WORK TO BE COMPLETED:
Reproduce, word for word, every line from the first one down to the line containing "FaShoppingCart, FaRegTrashAlt, FaAngleDoubleRight", and nothing else.

RECORDED INFORMATION:

■ ■ ■

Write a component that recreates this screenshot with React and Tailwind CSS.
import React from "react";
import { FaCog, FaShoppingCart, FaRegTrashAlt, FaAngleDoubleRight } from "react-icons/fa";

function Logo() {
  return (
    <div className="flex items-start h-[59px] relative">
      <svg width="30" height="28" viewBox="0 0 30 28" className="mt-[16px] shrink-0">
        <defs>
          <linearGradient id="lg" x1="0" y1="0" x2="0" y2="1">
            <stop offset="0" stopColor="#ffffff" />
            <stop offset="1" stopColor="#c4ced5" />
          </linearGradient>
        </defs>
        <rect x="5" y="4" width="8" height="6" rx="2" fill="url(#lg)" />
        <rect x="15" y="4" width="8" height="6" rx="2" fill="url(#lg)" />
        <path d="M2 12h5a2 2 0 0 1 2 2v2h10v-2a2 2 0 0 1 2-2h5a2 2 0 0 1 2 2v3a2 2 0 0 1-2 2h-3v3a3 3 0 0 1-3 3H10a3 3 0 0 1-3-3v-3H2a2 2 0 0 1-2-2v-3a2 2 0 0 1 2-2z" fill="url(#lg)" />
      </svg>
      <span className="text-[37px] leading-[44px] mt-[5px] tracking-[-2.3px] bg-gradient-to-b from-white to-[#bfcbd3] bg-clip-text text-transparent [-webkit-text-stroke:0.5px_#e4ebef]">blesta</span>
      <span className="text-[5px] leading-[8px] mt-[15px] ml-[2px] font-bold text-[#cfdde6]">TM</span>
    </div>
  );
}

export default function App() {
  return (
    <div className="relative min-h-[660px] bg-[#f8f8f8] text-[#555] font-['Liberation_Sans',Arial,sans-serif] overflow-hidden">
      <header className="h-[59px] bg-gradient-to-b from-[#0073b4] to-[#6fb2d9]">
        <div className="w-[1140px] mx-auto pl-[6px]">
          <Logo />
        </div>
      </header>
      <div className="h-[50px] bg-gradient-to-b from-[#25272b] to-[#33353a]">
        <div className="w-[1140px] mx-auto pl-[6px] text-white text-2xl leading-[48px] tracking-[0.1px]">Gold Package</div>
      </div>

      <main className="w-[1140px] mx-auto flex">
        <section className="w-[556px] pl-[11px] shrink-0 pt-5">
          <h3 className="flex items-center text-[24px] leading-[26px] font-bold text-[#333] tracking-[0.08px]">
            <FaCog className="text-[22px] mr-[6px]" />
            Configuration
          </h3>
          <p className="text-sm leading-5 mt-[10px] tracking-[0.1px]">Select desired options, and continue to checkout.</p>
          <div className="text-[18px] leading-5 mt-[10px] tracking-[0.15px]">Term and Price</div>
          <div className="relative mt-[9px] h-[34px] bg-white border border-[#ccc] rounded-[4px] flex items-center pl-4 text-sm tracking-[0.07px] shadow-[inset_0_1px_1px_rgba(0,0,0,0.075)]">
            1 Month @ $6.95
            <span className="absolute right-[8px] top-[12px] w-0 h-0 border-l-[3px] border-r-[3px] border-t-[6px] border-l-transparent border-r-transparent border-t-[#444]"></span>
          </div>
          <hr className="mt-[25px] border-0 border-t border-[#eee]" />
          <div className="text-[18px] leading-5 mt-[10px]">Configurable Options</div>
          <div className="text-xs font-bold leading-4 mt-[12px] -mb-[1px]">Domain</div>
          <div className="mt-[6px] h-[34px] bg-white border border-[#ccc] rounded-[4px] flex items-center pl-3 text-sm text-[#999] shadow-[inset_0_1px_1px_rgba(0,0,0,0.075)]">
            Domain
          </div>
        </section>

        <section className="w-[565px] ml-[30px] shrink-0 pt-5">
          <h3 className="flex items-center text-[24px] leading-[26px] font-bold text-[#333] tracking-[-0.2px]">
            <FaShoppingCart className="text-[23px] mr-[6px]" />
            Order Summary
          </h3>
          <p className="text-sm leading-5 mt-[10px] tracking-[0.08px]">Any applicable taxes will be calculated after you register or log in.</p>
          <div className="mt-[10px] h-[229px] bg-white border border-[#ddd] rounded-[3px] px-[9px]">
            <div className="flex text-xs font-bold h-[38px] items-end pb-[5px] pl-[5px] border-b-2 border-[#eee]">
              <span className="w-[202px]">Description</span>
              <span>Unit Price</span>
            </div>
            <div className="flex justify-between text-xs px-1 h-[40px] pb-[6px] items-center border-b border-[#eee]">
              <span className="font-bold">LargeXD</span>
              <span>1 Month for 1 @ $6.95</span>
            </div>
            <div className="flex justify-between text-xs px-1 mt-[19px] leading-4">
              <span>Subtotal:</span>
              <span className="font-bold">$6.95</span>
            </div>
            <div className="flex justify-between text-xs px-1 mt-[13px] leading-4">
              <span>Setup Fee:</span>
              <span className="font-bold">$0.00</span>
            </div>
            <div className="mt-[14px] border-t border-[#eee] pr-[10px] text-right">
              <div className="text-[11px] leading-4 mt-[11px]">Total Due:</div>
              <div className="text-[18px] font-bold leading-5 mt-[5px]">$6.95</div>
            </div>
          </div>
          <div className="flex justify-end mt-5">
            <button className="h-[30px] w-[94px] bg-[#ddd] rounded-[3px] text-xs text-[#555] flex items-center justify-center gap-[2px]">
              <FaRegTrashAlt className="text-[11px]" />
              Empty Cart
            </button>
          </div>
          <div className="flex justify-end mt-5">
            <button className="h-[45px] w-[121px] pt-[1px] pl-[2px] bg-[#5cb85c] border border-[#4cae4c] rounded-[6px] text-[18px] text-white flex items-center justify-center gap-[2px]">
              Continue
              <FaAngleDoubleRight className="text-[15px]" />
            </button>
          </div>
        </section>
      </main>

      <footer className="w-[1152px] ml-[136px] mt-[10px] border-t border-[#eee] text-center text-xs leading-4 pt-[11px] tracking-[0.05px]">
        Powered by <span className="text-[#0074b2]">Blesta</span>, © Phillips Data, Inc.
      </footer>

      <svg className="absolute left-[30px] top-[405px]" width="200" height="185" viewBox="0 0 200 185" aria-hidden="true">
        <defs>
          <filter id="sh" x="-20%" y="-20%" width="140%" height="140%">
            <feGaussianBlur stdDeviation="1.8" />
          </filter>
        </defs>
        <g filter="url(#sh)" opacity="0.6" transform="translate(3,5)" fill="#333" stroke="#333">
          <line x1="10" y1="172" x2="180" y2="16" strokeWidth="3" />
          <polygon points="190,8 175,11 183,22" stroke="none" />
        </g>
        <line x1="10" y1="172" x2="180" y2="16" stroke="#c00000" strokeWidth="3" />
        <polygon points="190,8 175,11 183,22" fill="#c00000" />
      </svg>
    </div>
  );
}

■ ■ ■

ANSWER FOR THIS EXERCISE:
Write a component that recreates this screenshot with React and Tailwind CSS.
import React from "react";
import { FaCog, FaShoppingCart, FaRegTrashAlt, FaAngleDoubleRight } from "react-icons/fa";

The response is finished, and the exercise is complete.